When serving as a tank commander during the D-Day landings, Frank Denvir, who has died at the age of 102, returned to the place where he had buried the bodies of fallen soldiers during the day. Working out the co-ordinates where each one lay, he then collected their dog tags in the hope they would be found and reinterred when the war was over. For that act of mercy alone, recounted to his granddaughter Carla, he can truly be described as a hero.
A sergeant in the Irish Guards, he led a tank troop across Europe following the Normandy landing, and it fought its way across northern France and into Belgium. Looking back in later years, he recalled the German onslaught was so fierce that out of an estimated 250 tanks landed on Sword Beach by the Allies, all but 54 were destroyed.
At his funeral, the mourners were asked by celebrant Fr Jerry Thornton “to remember and honour those men who gave their lives for freedom and democracy”. Denvir was the longest surviving member of the “Micks” (the Irish Guards) and one of Ireland’s longest-surviving second World War veterans.
Though born in Glasgow, his Catholicism and his Irish roots (his grandfather emigrated from Lurgan in Co Armagh) convinced him to join the Second Battalion Irish Guards Armoured Division when war broke out in 1939 and he spent the early war years training tank drivers. His unit was in the second wave of British forces to land on Sword Beach as part of Operation Overlord.
Having led his tank troop safely through battle, he suffered serious shrapnel wounds to the head when his tank was hit by German Panzers at the Battle of Arnhem in Holland in 1944. So severe were his injuries that he was taken back to Britain for treatment and, despite the limited rehabilitation available at the time, he learned to walk and talk again. He went on to have eight children with his wife, Mary, who came originally from Kilbeggan, Co Westmeath.
Liberation of France
Two years ago, on his 100th birthday, the French ambassador to Ireland, Jean-Pierre Thébault, presented him with the Légion d’Honneur, the highest honour the government can award a non-citizen, in recognition of the role he had played in liberating France from the Nazis.
On that occasion, Denvir’s daughter, Adela Nugent, said he was “delighted, absolutely thrilled when he heard.

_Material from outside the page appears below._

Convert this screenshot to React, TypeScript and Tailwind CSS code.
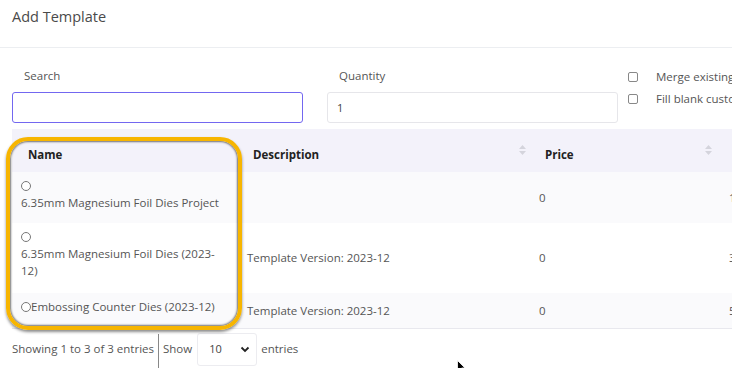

He was the type of man, like a lot of veterans, who would say: ‘Look, it happened, you got on with it, don’t talk about it.’” She added that he was never a man looking for accolades. “The Irish Guards was the only regiment that had a Catholic priest assigned to it and he is a devout Catholic. He would be very proud of the fact that he was in the Irish Guards.”
Having married in Glasgow in 1942, the couple later recalled breaking wartime ration regulations to get enough dried fruit to bake a wedding cake in secret.
After the war, Frank worked as a school caretaker in Kelvinside Garden in Glasgow. Having spent many holidays in west Cork, he and Mary decided to live there all year round and moved to the picturesque fishing village of Union Hall in 1989, settling at Shearwater, Keelbeg.
As the oldest person in the parish, Denvir was asked last year to officially reopen what had been a busy post office in Leap, a vital facility for the local community before it was suddenly and inexplicably closed down by officialdom.
He is survived by his wife Mary and adult children Rosemary, Francis, Brian, Eileen, Cecelia, Clare, Terence and Adela, and by his many grandchildren and great grandchildren.